The alternative is everything we’ve witnessed over the last 14 months. All things considered, how badly have things gone for the Conservatives? Nearly nine years into forming government, they have a decent chance of still holding government after the next election. Would they be better off if Harper had handled the Duffy-Wright affair differently? Maybe, but that’s not obvious. The last 14 months have been rather inelegant: the several days it took for Wright to exit the PMO, the explanation of June 5 that would come to raise questions about what the Prime Minister had done to inform himself of what had occurred in his office, the semi-regular revelations from the RCMP’s court filings, Duffy’s two speeches in the Senate when the Conservatives moved to suspend him, the changing account of how Wright came to exit the PMO, the sight of the Prime Minister having to stand and, variously, answer or evade question after question from the leader of the Opposition, and Paul Calandra’s pizza store analogies. But, hey, the Conservatives still have a chance of forming another government.

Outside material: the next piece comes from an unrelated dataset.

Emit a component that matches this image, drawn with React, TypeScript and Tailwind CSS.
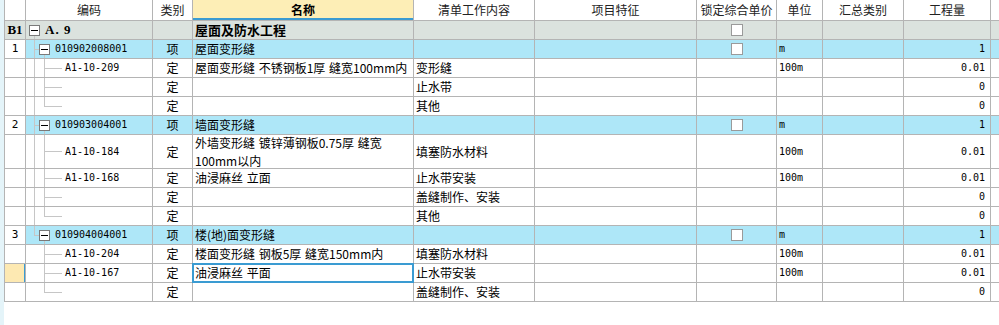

There is now the prospect of a trial, with whatever else might be revealed as a result. But, crucially, that trial could come after the October 2015 election.

We will likely, eventually, have some kind of full accounting of who did what, so this might all be academic. But we might have expected to have it more promptly. And we might hope that our political leaders and our political system were more typically the source of such accounting. For all the practical and political complications, for however little we expect it, transparency is still a worthy demand.